Martha, in John’s Gospel, gives voice to every Christian believer when she professes, “I have come to believe that you are the Christ, the Son of God, the one who is coming into the world” (11:27). Indeed, it was his mastery over life and death, ultimately revealed in his resurrection, that led the first Christians to proclaim Jesus as the first born of the dead, the chosen one, the Son of God.
Only God can create a world that can exist, can be itself, without reference to it source. Only God can summon existence out of nothingness. Christ does this in our midst, initially when he calls Lazarus out of the tomb, ultimately when he himself emerges from it, revealing the resurrection, exposing a deeper layer of existence.
The Christ manifests the creative power of God.

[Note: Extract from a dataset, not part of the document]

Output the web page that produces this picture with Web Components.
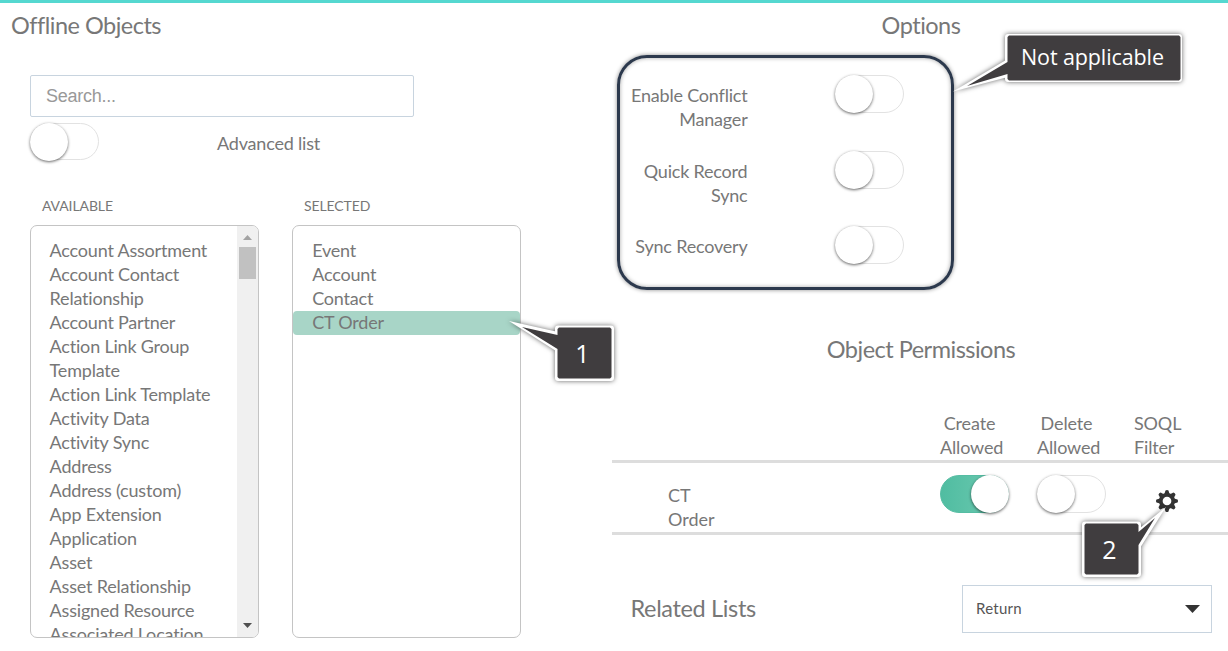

He quickens life from death itself, and he does so in the same gracious manner of God. He does not overwhelm. He woos. The Christ is deniable to those who will themselves not to believe, but to those who have been captivated by his beauty, his gracious and self-effacing love, which are the very marks of the divine, the Christ is, quite simply, undeniable.
Still worried about Sheldon? Here’s what happens. He seeks out a clairvoyant, though he insists that he has never believed that there are mysteries that science cannot fathom. She tells him, “It may be time to start.” Played by Julie Kavner (before she became famous as the voice of Marge on “The Simpsons”), she proves to be pathetic at the occult. But she does make a good boiled chicken—“Have some more, you’ve only had a drumstick.”—and she sends Sheldon home with potato pancakes. It is when Sheldon falls in love with this ditzy Jewish divine that his mother returns to her place on earth.
That is some theology! A goddess, made manifest in the sky, is oppressive, but, in finding someone whom we can love, right here on earth, we find ourselves and our creator. For a Jewish atheist, Woody Allen’s Christology is quite good, quite good indeed.